From a Clojure Elasticsearch aggregation query, I have a buckets vector of maps like the following where the key is a numerical identifier and the doc_count is the number of occurrences.

:buckets [{:key 14768496, :doc_count 464} {:key 14761312, :doc_count 440} {:key 14764921, :doc_count 412}]

Given a value like 14768496 I would like to be able to retrieve the doc_count, here 464.

Andreas Guther
  • 422
  • 4
  • 7

3 Answers3

3

I provided some feedback on the OP's own answer but figured it was worth providing as an answer in its own right:

user> (def buckets [{:key 14768496, :doc_count 464} {:key 14761312, :doc_count 440} {:key 14764921, :doc_count 412}])
#'user/buckets
user=> (def accounts (into {} (map (juxt :key :doc_count)) buckets))
#'user/accounts

This uses the transducer-producing arity of map as the "xform" argument to into so it avoids creating any intermediate lazy sequences.

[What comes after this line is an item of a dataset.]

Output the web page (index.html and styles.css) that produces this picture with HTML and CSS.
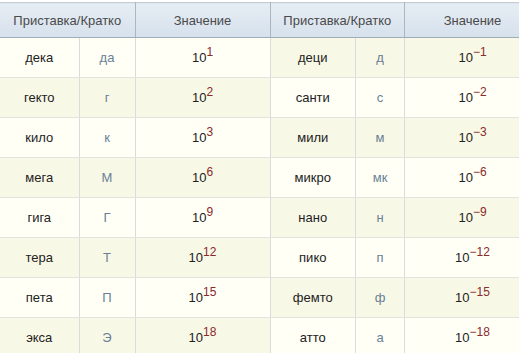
FILE: index.html
```html
<!DOCTYPE html>
<html>
<head>
    <title>Приставки СИ</title>
    <link rel="stylesheet" href="styles.css">
</head>
<body>
    <div class="prefixes">
        <table class="prefix-table left">
            <colgroup>
                <col class="c-name-l"><col class="c-short-l"><col class="c-value-l">
            </colgroup>
            <tr>
                <th colspan="2">Приставка/Кратко</th>
                <th>Значение</th>
            </tr>
            <tr class="odd"><td>дека</td><td class="short">да</td><td>10<sup>1</sup></td></tr>
            <tr class="even"><td>гекто</td><td class="short">г</td><td>10<sup>2</sup></td></tr>
            <tr class="odd"><td>кило</td><td class="short">к</td><td>10<sup>3</sup></td></tr>
            <tr class="even"><td>мега</td><td class="short">М</td><td>10<sup>6</sup></td></tr>
            <tr class="odd"><td>гига</td><td class="short">Г</td><td>10<sup>9</sup></td></tr>
            <tr class="even"><td>тера</td><td class="short">Т</td><td>10<sup>12</sup></td></tr>
            <tr class="odd"><td>пета</td><td class="short">П</td><td>10<sup>15</sup></td></tr>
            <tr class="even"><td>экса</td><td class="short">Э</td><td>10<sup>18</sup></td></tr>
        </table>
        <table class="prefix-table right">
            <colgroup>
                <col class="c-name-r"><col class="c-short-r"><col class="c-value-r">
            </colgroup>
            <tr>
                <th colspan="2">Приставка/Кратко</th>
                <th>Значение</th>
            </tr>
            <tr class="even"><td>деци</td><td class="short">д</td><td>10<sup>&minus;1</sup></td></tr>
            <tr class="odd"><td>санти</td><td class="short">с</td><td>10<sup>&minus;2</sup></td></tr>
            <tr class="even"><td>мили</td><td class="short">м</td><td>10<sup>&minus;3</sup></td></tr>
            <tr class="odd"><td>микро</td><td class="short">мк</td><td>10<sup>&minus;6</sup></td></tr>
            <tr class="even"><td>нано</td><td class="short">н</td><td>10<sup>&minus;9</sup></td></tr>
            <tr class="odd"><td>пико</td><td class="short">п</td><td>10<sup>&minus;12</sup></td></tr>
            <tr class="even"><td>фемто</td><td class="short">ф</td><td>10<sup>&minus;15</sup></td></tr>
            <tr class="odd"><td>атто</td><td class="short">а</td><td>10<sup>&minus;18</sup></td></tr>
        </table>
    </div>
</body>
</html>
```

FILE: styles.css
```css
body {
    margin: 0;
    padding-top: 2px;
    background-color: #ffffff;
    font-family: Arial, "Liberation Sans", sans-serif;
    font-size: 13px;
    color: #222222;
}

.prefixes {
    display: flex;
    width: 540px;
}

.prefix-table {
    border-collapse: collapse;
    table-layout: fixed;
}

.prefix-table.left {
    width: 270px;
}

.prefix-table.right {
    width: 270px;
}

.c-name-l { width: 79px; }
.c-short-l { width: 56px; }
.c-value-l { width: 135px; }
.c-name-r { width: 85px; }
.c-short-r { width: 49px; }
.c-value-r { width: 136px; }

.prefix-table th {
    height: 34px;
    padding: 0;
    font-weight: normal;
    color: #4a4a4a;
    background: linear-gradient(#e6edf4, #d6e1ec);
    border-top: 1px solid #c4ccd4;
    border-right: 1px solid #a9b6c3;
    border-bottom: 1px solid #a0adba;
}

.prefix-table td {
    height: 39px;
    padding: 0;
    text-align: center;
    border-right: 1px solid #d8dcdc;
    border-bottom: 1px solid #e2e4e0;
}

.prefix-table.left td:first-child,
.prefix-table.left th:first-child {
    border-left: none;
}

.odd td {
    background-color: #fffff6;
}

.even td {
    background-color: #f8f8e6;
}

/* Short symbol column */
.short {
    color: #6a7f96;
}

sup {
    font-size: 12px;
    color: #8a2a2a;
    vertical-align: 6px;
    line-height: 0;
}
```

You could also do (into {} (map (juxt :key :doc_count) buckets)) which will produce a lazy sequence of vector pairs (of the key and the document count), and then "pour" it into an empty hash map.

juxt returns a function of one parameter that produces a vector from the application of each argument (the functions passed to juxt) to that parameter:

user=> ((juxt inc dec) 42)
[43 41]
Sean Corfield
  • 6,297
  • 22
  • 31
  • 1
    We could really use a canonical question for "If you want to look something up by key in a list of maps, you should instead arrange to have a single map". – amalloy Mar 01 '22 at 00:40
  • Makes sense. As it looks to me, it is not possible to improve the question after it was posted. – Andreas Guther Mar 08 '22 at 00:54
0

While crafting the question I came across the following solution which I now want to share since it took me a while to find the right approach.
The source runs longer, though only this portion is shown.